Step 6: Education and Extras

Place education after experience once you have a few years of work behind you. List your degree, the institution, and the graduation year. Recent graduates can move this section higher and add relevant coursework, your GPA if it is strong, and academic projects.

Optional sections, added only when they strengthen your case, include certifications, languages, volunteer work, publications, and notable side projects. Each one should support the story you are telling for this specific job. If a section does not make you a stronger candidate for the role in front of you, leave it off.


Step 7: Tailor, Trim, and Proofread

A generic resume that fits every job fits none.

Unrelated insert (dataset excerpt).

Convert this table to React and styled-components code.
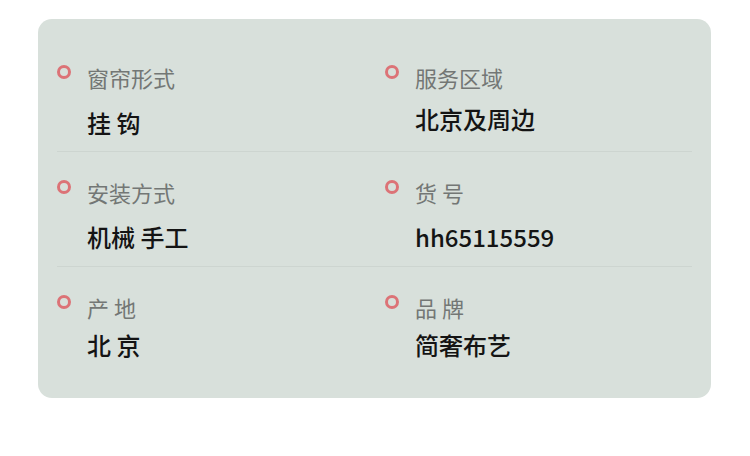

Before each application, adjust your summary and reorder your bullets so the most relevant experience sits up top, and weave in the keywords from that specific posting. This single habit is the difference between a resume that passes the ATS and one that disappears.

On length: one page is right for most people with under ten years of experience, two pages for senior and highly technical profiles. Cut anything older than fifteen years, any duty that does not show impact, and every cliche ("team player," "results driven," "go getter").

Finally, proofread out loud, then have someone else read it. A single typo in the first bullet can undo an otherwise excellent resume. If you want a deeper look at the formatting and keyword rules that decide whether you make it past the bots, read our ATS friendly resume tips and the common reasons resumes get rejected.


Check Your Resume Before You Send It

Writing the resume is only half the battle. Before you hit apply, it is worth confirming that the document you built actually passes the filters it will face. Paste your resume and the job description into the free ATS and resume checker at GoGlobalCV to see your match score, the keywords you are missing, and the quick fixes that move you up the pile, in seconds.

Build it reverse chronological, lead every bullet with a result, mirror the language of the job, and keep it tight. Do that and your resume earns the one thing it is built for: the interview.